На въезжей, в комнате, где вместо свечей тускло мигает лампадка, три молодых офицера. Я достаю свечу и зажигаю ее. Один всматривается в меня и вдруг говорит:
— Вы генерал Краснов? А меня помните? Мальчиком я у вас в трубаческой команде служил. Помните, когда вы адъютантом были…
Где же узнать! Это было 16 лет тому назад, и ему было лет 15.
— Тяжело, ваше превосходительство, на Дону. Третьего дня мы бежали из Нижне-Чирской станицы. Большевики заняли… А вчера, слышно, Каледин, застрелился!..
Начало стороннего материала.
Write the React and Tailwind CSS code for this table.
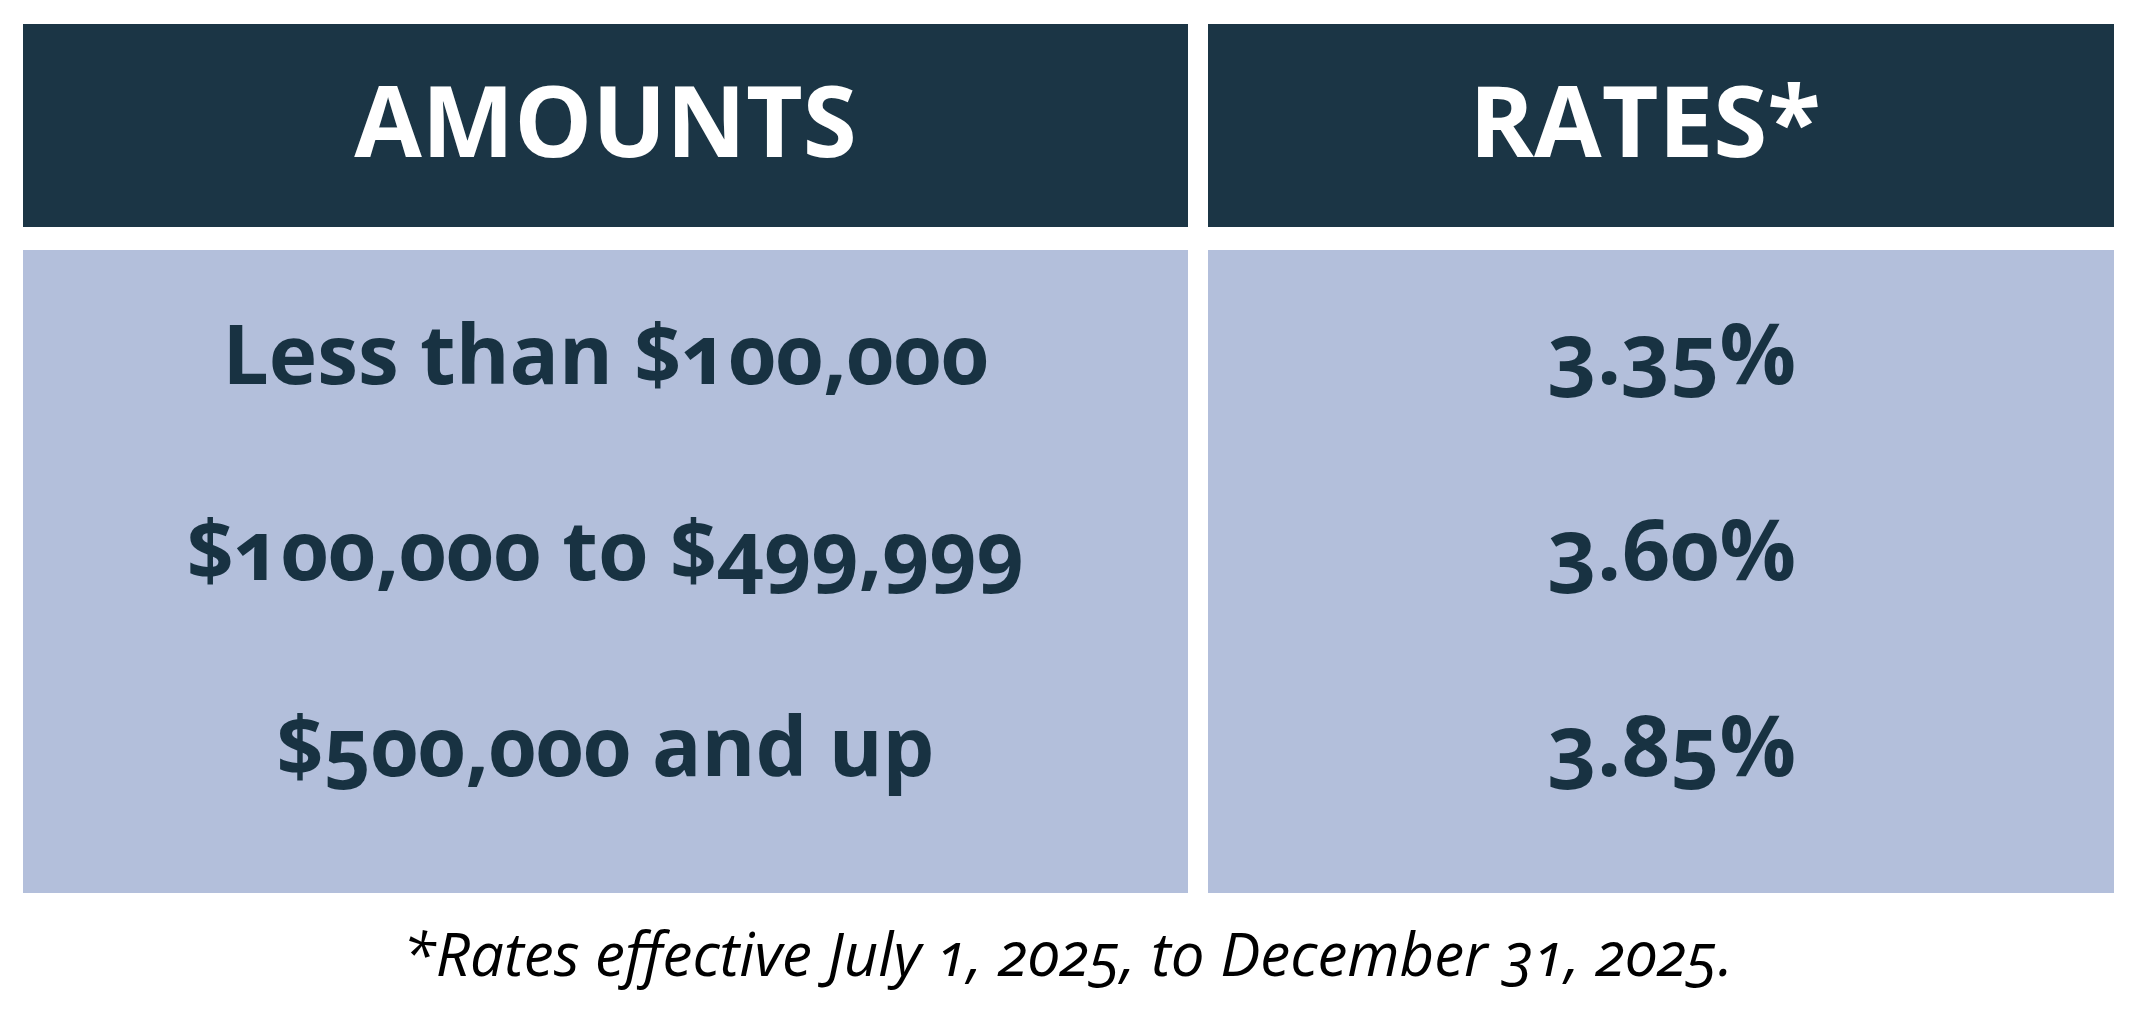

— Как застрелился? — говорю я.
— Так точно. Сегодня похоронили…
Я не могу больше говорить. Первый раз нервы изменяют мне. Я выхожу на улицу и долго мы ходим вдвоем с женой по узкой тропинке по берегу Дона.
…Каледин застрелился! Что там в Новочеркасске, который так таинственно мигает своими электрическими фонарями, что за широким Доном и займищем, поросшим кустами, на гордом обрыве, где стоит златоглавый собор и бронзовый Ермак протягивает сибирскую корону Московскому царю? Что там, где под скалою, накрытою буркою, спить вечным сном Бакланов?
Ужели Советская власть?
Куда ехать? Где скрыться тому, у кого на каждом хуторе есть сослуживцы, есть друзья и врага?
1-го Февраля на тряской телеге, запряженной парой худых лошадей, я въезжал в Новочеркасск, потому что куда же мне было и ехать больше?!.
(В Великих Луках мною было составлено официальное ‘Описание действий III конного корпуса под Петроградом против Советских войск с 25 октября по 8 ноября’. В описании этом воспроизведены все приказы мои и Керенского, все телеграммы и юзограммы, относящиеся к походу. Описание было напечатано в 100 экземплярах в типографии штаба корпуса. При разгроме штабного эшелона в Царицыне большевики с особенным усердием искали и уничтожали эти книжки. Единственный экземпляр, оставшейся у меня, был мною передан в Новочеркасске Павлу Ник. Милюкову и у него пропал в Киеве. Настоящее описание сделано мною по моим дневникам и по памяти в июле 1920 года. — П.К.)